Nevertheless, at the very least the UN Economic Summit illustrates the hypocrisy of the current international system. Even more pointedly the views of many rich Northern states illustrate the inherent bias of a structure that is based in the North and heavily under the influence of the Northern states.
 
Ironically as the Northern states encourage people power in Iran, they appear to be gagging the rest of the world that seeks to question a financial system controlled by Northern interests that has impoverished large numbers of people in the South. This UN Economic Summit comes at a time when inequalities in the world are becoming more pronounced and more apparent to people everywhere.
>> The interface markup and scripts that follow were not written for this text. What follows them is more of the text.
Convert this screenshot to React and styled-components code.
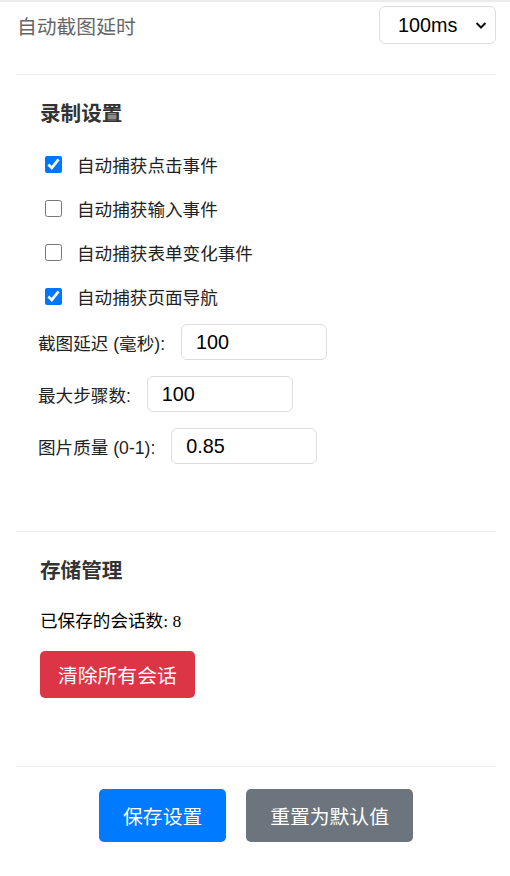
import React, { useState } from 'react';
import styled, { createGlobalStyle } from 'styled-components';

const GlobalStyle = createGlobalStyle`
  html, body {
    margin: 0;
    padding: 0;
    background: #fff;
  }
  body {
    font-family: "Liberation Sans", Arial, "Noto Sans CJK SC", sans-serif;
    font-size: 17.6px;
    color: #222;
  }
`;

const TopEdge = styled.div`
  height: 2px;
  background: #ececec;
`;

const Page = styled.div`
  padding: 0 14px 0 16px;
`;

const DelayRow = styled.div`
  display: flex;
  justify-content: space-between;
  align-items: center;
  padding: 4px 0 30px;
  border-bottom: 1px solid #eee;
`;

const DelayLabel = styled.span`
  font-size: 19.8px;
  color: #666;
  padding-left: 1px;
`;

const SelectWrap = styled.div`
  position: relative;
  width: 117px;
  height: 38px;
`;

const Select = styled.select`
  appearance: none;
  width: 100%;
  height: 100%;
  box-sizing: border-box;
  border: 1px solid #ddd;
  border-radius: 6px;
  background: #fff;
  font-family: "Liberation Sans", Arial, sans-serif;
  font-size: 19.8px;
  color: #000;
  padding: 0 0 0 18px;
  outline: none;
`;

const Chevron = styled.svg`
  position: absolute;
  right: 9px;
  top: 15px;
  pointer-events: none;
`;

const Section = styled.section`
  padding: 25px 24px ${(p) => p.bottom}px;
  border-bottom: 1px solid #eee;
`;

const SectionTitle = styled.h3`
  margin: 0;
  font-size: 20.6px;
  line-height: 28px;
  font-weight: 700;
  color: #333;
`;

const CheckList = styled.div`
  margin-top: 14px;
  display: flex;
  flex-direction: column;
`;

const CheckRow = styled.label`
  display: flex;
  align-items: center;
  height: 44px;
  padding-left: 5px;
  gap: 15px;
  color: #222;
  cursor: pointer;
`;

const Check = styled.input`
  width: 17px;
  height: 17px;
  margin: 0;
  accent-color: #0075ff;
`;

const Fields = styled.div`
  margin-top: 6px;
  display: flex;
  flex-direction: column;
  gap: 16px;
`;

const FieldRow = styled.div`
  display: flex;
  align-items: center;
  gap: 16px;
`;

const FieldLabel = styled.label`
  color: #222;
  margin-left: -2px;
`;

const NumberInput = styled.input`
  width: 146px;
  height: 36px;
  box-sizing: border-box;
  border: 1px solid #ddd;
  border-radius: 6px;
  padding: 0 14px;
  font-family: "Liberation Sans", Arial, sans-serif;
  font-size: 19.8px;
  color: #000;
  outline: none;
`;

const Count = styled.p`
  margin: 24px 0 0;
  font-family: "Liberation Serif", "Noto Sans CJK SC", serif;
  line-height: 24px;
  color: #000;
`;

const Button = styled.button`
  border: none;
  border-radius: 5px;
  color: #fff;
  background: ${(p) => p.bg};
  height: ${(p) => p.h}px;
  padding: 0 ${(p) => p.px}px;
  font-size: 19.8px;
  font-family: "Noto Sans CJK SC", sans-serif;
  cursor: pointer;
`;

const DangerButton = styled(Button)`
  margin-top: 18px;
`;

const Footer = styled.div`
  display: flex;
  justify-content: center;
  gap: 20px;
  padding-top: 22px;
`;

const checks = [
  { label: '自动捕获点击事件', on: true },
  { label: '自动捕获输入事件', on: false },
  { label: '自动捕获表单变化事件', on: false },
  { label: '自动捕获页面导航', on: true },
];

const fields = [
  { label: '截图延迟 (毫秒):', value: '100' },
  { label: '最大步骤数:', value: '100' },
  { label: '图片质量 (0-1):', value: '0.85' },
];

export default function App() {
  const [state, setState] = useState(checks.map((c) => c.on));
  return (
    <>
      <GlobalStyle />
      <TopEdge />
      <Page>
        <DelayRow>
          <DelayLabel>自动截图延时</DelayLabel>
          <SelectWrap>
            <Select defaultValue="100">
              <option value="100">100ms</option>
              <option value="200">200ms</option>
              <option value="500">500ms</option>
            </Select>
            <Chevron width="12" height="9" viewBox="0 0 12 9">
              <path d="M1.5 2 L6 6.5 L10.5 2" fill="none" stroke="#111" strokeWidth="2" />
            </Chevron>
          </SelectWrap>
        </DelayRow>

        <Section bottom={67}>
          <SectionTitle>录制设置</SectionTitle>
          <CheckList>
            {checks.map((c, i) => (
              <CheckRow key={c.label}>
                <Check
                  type="checkbox"
                  checked={state[i]}
                  onChange={() =>
                    setState((s) => s.map((v, j) => (j === i ? !v : v)))
                  }
                />
                {c.label}
              </CheckRow>
            ))}
          </CheckList>
          <Fields>
            {fields.map((f) => (
              <FieldRow key={f.label}>
                <FieldLabel>{f.label}</FieldLabel>
                <NumberInput type="text" defaultValue={f.value} />
              </FieldRow>
            ))}
          </Fields>
        </Section>

        <Section bottom={68}>
          <SectionTitle>存储管理</SectionTitle>
          <Count>已保存的会话数: 8</Count>
          <DangerButton bg="#dc3545" h={47} px={18}>
            清除所有会话
          </DangerButton>
        </Section>

        <Footer>
          <Button bg="#007bff" h={53} px={24}>
            保存设置
          </Button>
          <Button bg="#6c757d" h={53} px={24}>
            重置为默认值
          </Button>
        </Footer>
      </Page>
    </>
  );
}
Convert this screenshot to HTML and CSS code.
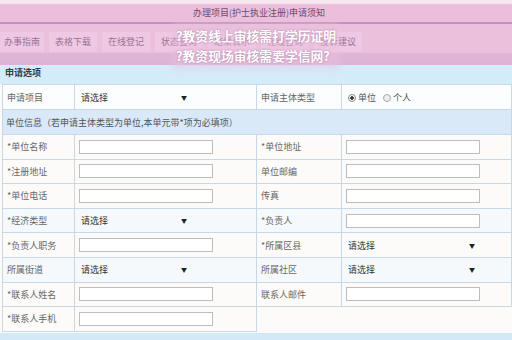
FILE: index.html
```html
<!DOCTYPE html>
<html lang="zh-CN">
<head>
  <meta charset="UTF-8" />
  <title>办理项目(护士执业注册)申请须知</title>
  <link rel="stylesheet" href="styles.css">
</head>
<body>

  <div class="top">
    <h1>办理项目(护士执业注册)申请须知</h1>
  </div>

  <div class="tabs">
    <span class="tab">办事指南</span>
    <span class="tab">表格下载</span>
    <span class="tab">在线登记</span>
    <span class="tab">状态查询</span>
    <span class="tab">结果公示</span>
    <span class="tab">在线咨询</span>
    <span class="tab">投诉建议</span>
  </div>

  <div class="caption">
    <p>?教资线上审核需打学历证明</p>
    <p>?教资现场审核需要学信网?</p>
  </div>

  <div class="section-head">申请选项</div>

  <table class="form">
    <tr class="first">
      <td class="label">申请项目</td>
      <td><div class="select"><span>请选择</span><span class="arrow">▼</span></div></td>
      <td class="label">申请主体类型</td>
      <td>
        <span class="radio on"></span><span class="opt">单位</span>
        <span class="radio"></span><span class="opt">个人</span>
      </td>
    </tr>
    <tr class="group">
      <td colspan="4">单位信息（若申请主体类型为单位,本单元带*项为必填项）</td>
    </tr>
    <tr>
      <td class="label">*单位名称</td>
      <td><input type="text"></td>
      <td class="label">*单位地址</td>
      <td><input type="text"></td>
    </tr>
    <tr>
      <td class="label">*注册地址</td>
      <td><input type="text"></td>
      <td class="label">单位邮编</td>
      <td><input type="text"></td>
    </tr>
    <tr>
      <td class="label">*单位电话</td>
      <td><input type="text"></td>
      <td class="label">传真</td>
      <td><input type="text"></td>
    </tr>
    <tr class="tint">
      <td class="label">*经济类型</td>
      <td><div class="select"><span>请选择</span><span class="arrow">▼</span></div></td>
      <td class="label">*负责人</td>
      <td><input type="text"></td>
    </tr>
    <tr>
      <td class="label">*负责人职务</td>
      <td><input type="text"></td>
      <td class="label">*所属区县</td>
      <td><div class="select wide"><span>请选择</span><span class="arrow">▼</span></div></td>
    </tr>
    <tr class="tint">
      <td class="label">所属街道</td>
      <td><div class="select"><span>请选择</span><span class="arrow">▼</span></div></td>
      <td class="label">所属社区</td>
      <td><div class="select wide"><span>请选择</span><span class="arrow">▼</span></div></td>
    </tr>
    <tr>
      <td class="label">*联系人姓名</td>
      <td><input type="text"></td>
      <td class="label">联系人邮件</td>
      <td><input type="text"></td>
    </tr>
    <tr class="last">
      <td class="label">*联系人手机</td>
      <td><input type="text"></td>
      <td class="empty" colspan="2"></td>
    </tr>
  </table>

  <div class="footer-band"></div>

</body>
</html>
```

FILE: styles.css
```css
body {
  margin: 0;
  width: 512px;
  height: 340px;
  overflow: hidden;
  background: #fdfbf9;
  font-family: "Noto Sans CJK SC", "Noto Sans", sans-serif;
  color: #555;
  position: relative;
}
.top {
  height: 22px;
  background: linear-gradient(to bottom, #f7e9f2 0, #f7e9f2 3px, #ecbedc 5px, #ecbedc 100%);
  border-bottom: 2px solid #bd92bb;
  text-align: center;
}
h1 {
  margin: 0;
  padding-top: 6px;
  padding-left: 6px;
  font-size: 9px;
  line-height: 14px;
  font-weight: normal;
  color: #6d4d6b;
}
.tabs {
  height: 41px;
  box-sizing: border-box;
  padding: 8px 0 0 0;
  display: flex;
  gap: 5px;
  background: linear-gradient(to bottom, #eac0dd 0, #eac0dd 28px, #dfb5d7 30px, #dcb3d6 100%);
}
.tab {
  width: 48px;
  height: 20px;
  font-size: 9px;
  line-height: 20px;
  text-align: center;
  color: #9b7195;
  background: #efc9e3;
}
.tab:first-child {
  width: 44px;
}
.caption {
  position: absolute;
  left: 176px;
  top: 26px;
  color: #fff;
  font-weight: bold;
  font-size: 12.8px;
  line-height: 20px;
  background: rgba(236, 192, 222, 0.45);
  box-shadow: 0 0 6px 4px rgba(236, 192, 222, 0.45);
  text-shadow: 0 0 2px #a4709c;
}
.caption p {
  margin: 0;
}
.section-head {
  height: 19px;
  padding-left: 5px;
  font-size: 9px;
  line-height: 15px;
  font-weight: bold;
  color: #3a3a3a;
  background: #d4ecfa;
}
.form {
  margin-left: 2px;
  width: 510px;
  border-collapse: collapse;
  font-size: 9px;
  table-layout: fixed;
}
.form td {
  border: 1px solid #c7d9e6;
  padding: 0 0 0 4px;
  height: 23.6px;
  white-space: nowrap;
}
.form td:nth-child(1) { width: 67px; }
.form td:nth-child(2) { width: 177px; }
.form td:nth-child(3) { width: 80px; }
.form .label {
  color: #666;
}
.form .first td {
  height: 24px;
  background: #fbfdfe;
}
.form .group td {
  height: 24px;
  padding-left: 3px;
  color: #555;
  background: #d9e9f8;
}
.form .tint td {
  background: #f6f9fb;
}
.form .last .empty {
  border: none;
  background: transparent;
}
.form input {
  box-sizing: border-box;
  display: block;
  width: 134px;
  height: 14px;
  margin: 0;
  padding: 0;
  border: 1px solid #bdbdbd;
  background: #fff;
}
.select {
  width: 106px;
  display: flex;
  justify-content: space-between;
  color: #333;
  padding-left: 2px;
}
.select.wide {
  width: 127px;
}
.arrow {
  font-size: 6px;
  color: #222;
  line-height: 13px;
}
.radio {
  display: inline-block;
  width: 6px;
  height: 6px;
  border: 1px solid #aaa;
  border-radius: 50%;
  background: #eee;
  vertical-align: -1px;
  margin: 0 2px 0 2px;
}
.radio.on {
  background: radial-gradient(circle, #333 0, #333 1.5px, #fff 2px);
  border-color: #888;
}
.opt {
  margin-right: 3px;
  color: #555;
}
.footer-band {
  margin-top: 1px;
  height: 10px;
  background: #d4e9f8;
}
```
The looming question mark however, is whether or not the wealthier states that must act to end the insidious discrimination between the North and the South are willing to do so.
 
As the Economic Summits Outcome Document points out the richest states numerous times to enhance their Overseas Development Assistance to developing countries, they undertook to achieve the minimums required by Millennium Development Goals, and they undertook to form United Nations organisation that would treat all peoples and states equally. As the better forty or so states have been slow to make progress on any of these promises, what makes another set of promises worth listening to? This is a crucial question the Economic Summit and it aftermath will have to answer.

Dr.  Curtis F.J. Doebbler teaches in Al-Najah University, Palestine.